Climbing consumes vastly more energy than level riding. The relationship isn't linear—steeper grades require exponentially more power.

Gradient impact:

• 0% (flat): baseline consumption
• 3-5%: 50-80% increase
• 5-10%: 100-150% increase
• 10%+: 150-250% increase

A route with 500m total elevation gain might consume 30-40% more energy than a flat route of identical distance. Riders in mountainous areas should reduce range estimates by 25-35%.

Wind Resistance and Speed

Aerodynamic drag increases with the square of velocity. Doubling your speed quadruples wind resistance.

Speed vs. efficiency:

• 25 km/h: optimal efficiency, minimal drag
• 35 km/h: 30-40% higher consumption
• 45 km/h: 80-100% higher consumption
• 55+ km/h: 150-200%+ higher consumption

Riders seeking maximum range should maintain moderate speeds. Those prioritizing speed must accept reduced distance.

Temperature Effects on Battery Performance

Lithium batteries perform optimally between 15-25°C. Temperature extremes reduce capacity and efficiency.

Temperature impact:

• -10°C to 0°C: 20-30% capacity reduction
• 0°C to 10°C: 10-15% capacity reduction
• 10°C to 30°C: optimal performance
• 30°C to 40°C: 5-10% capacity reduction
• 40°C+: accelerated degradation

Cold weather riders should store batteries indoors before rides and expect reduced range. Hot weather riders should avoid leaving batteries in direct sunlight.

Riding Style and Assist Level

How you ride matters as much as what you ride.

Conservative riding (maximum range):

• Smooth acceleration
• Lower assist levels on flats
• Anticipating stops to reduce braking
• Active pedaling contribution

Aggressive riding (reduced range):

• Hard acceleration
• High assist levels constantly
• Frequent full-throttle bursts
• Minimal pedaling

The difference between these styles can be 30-50% in total range on identical routes.

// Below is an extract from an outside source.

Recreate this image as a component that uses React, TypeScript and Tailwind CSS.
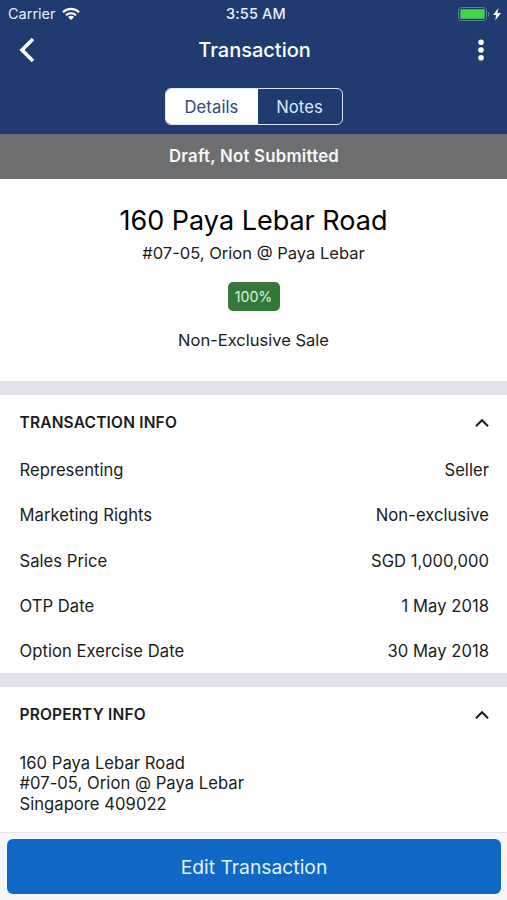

Maintaining Battery Health for Consistent Range

Range gradually decreases as batteries age. Proper maintenance extends usable lifespan.

Charging Best Practices

• Avoid complete discharge; recharge at 20-30% remaining
• Don't leave batteries at 100% for extended periods
• Use manufacturer-recommended chargers only
• Charge in moderate temperatures when possible

Following these guidelines helps maintain capacity through 800-1000+ charge cycles.

Storage Recommendations

For batteries stored longer than two weeks:

• Charge to 50-60% capacity
• Store in cool, dry location (10-20°C)
• Check voltage monthly and top up if needed
• Avoid freezing temperatures

Proper storage prevents capacity degradation during off-seasons.

Frequently Asked Questions

How accurate are manufacturer range estimates?

Manufacturer estimates typically represent best-case scenarios—flat terrain, moderate speeds, light riders, optimal conditions. Real-world range usually runs 20-30% lower than advertised maximums. Use manufacturer figures as upper limits rather than typical expectations.

Can I increase range by pedaling harder?

Absolutely. Active pedaling significantly extends range by reducing motor load. Riders contributing 100-150W of pedal power can extend range by 25-40% compared to throttle-only operation. The motor assists rather than replaces your effort.

Does using throttle vs. pedal assist affect range?

Yes, substantially. Throttle-only riding typically consumes 30-50% more energy than comparable pedal assist levels because the motor provides all power rather than amplifying your pedaling. PAS promotes efficiency by encouraging rider contribution.

How much does cold weather reduce my range?

Cold temperatures reduce battery capacity and increase energy consumption from higher rolling resistance. Expect 20-30% range reduction at freezing temperatures, with additional losses below -5°C. Keep batteries warm before rides when possible.

Will a 52V 30Ah battery give me 50% more range than 20Ah?

In theory yes, but practical range increases depend on riding style. If you typically use 70% of a 20Ah battery, a 30Ah battery extends range proportionally. However, the extra weight (approximately 1.5 kg) slightly increases consumption, so actual gain might be 45-48% rather than pure 50%.

Can I carry a spare battery for extended rides?

Many riders carry secondary batteries for tours or long rides. This doubles available capacity while maintaining balanced weight distribution. Swapping batteries takes minutes and transforms range limitations into mere inconvenience.

How do I know my actual consumption rate?

Most quality displays track watt-hours consumed. After several rides, divide total Wh used by distance traveled to calculate your average consumption rate. This personal baseline helps predict range more accurately than generic estimates.

Conclusion

Understanding real-world range helps you select appropriate battery capacity without over-investing in unnecessary amp-hours. A 52V ebike battery 20Ah configuration satisfies most riders' daily needs, while 72V 20Ah systems serve performance applications where power matters more than efficiency.

The key insight: range depends less on battery specifications than on how you ride. Conservative riders extract 60+ km from 52V 20Ah batteries, while aggressive riders drain the same capacity in 30 km.

For riders still uncertain about capacity needs, starting with proven configurations like the 52V 20Ah battery ebike systems provides excellent versatility. You can always add a secondary battery later if your riding evolves to demand more range.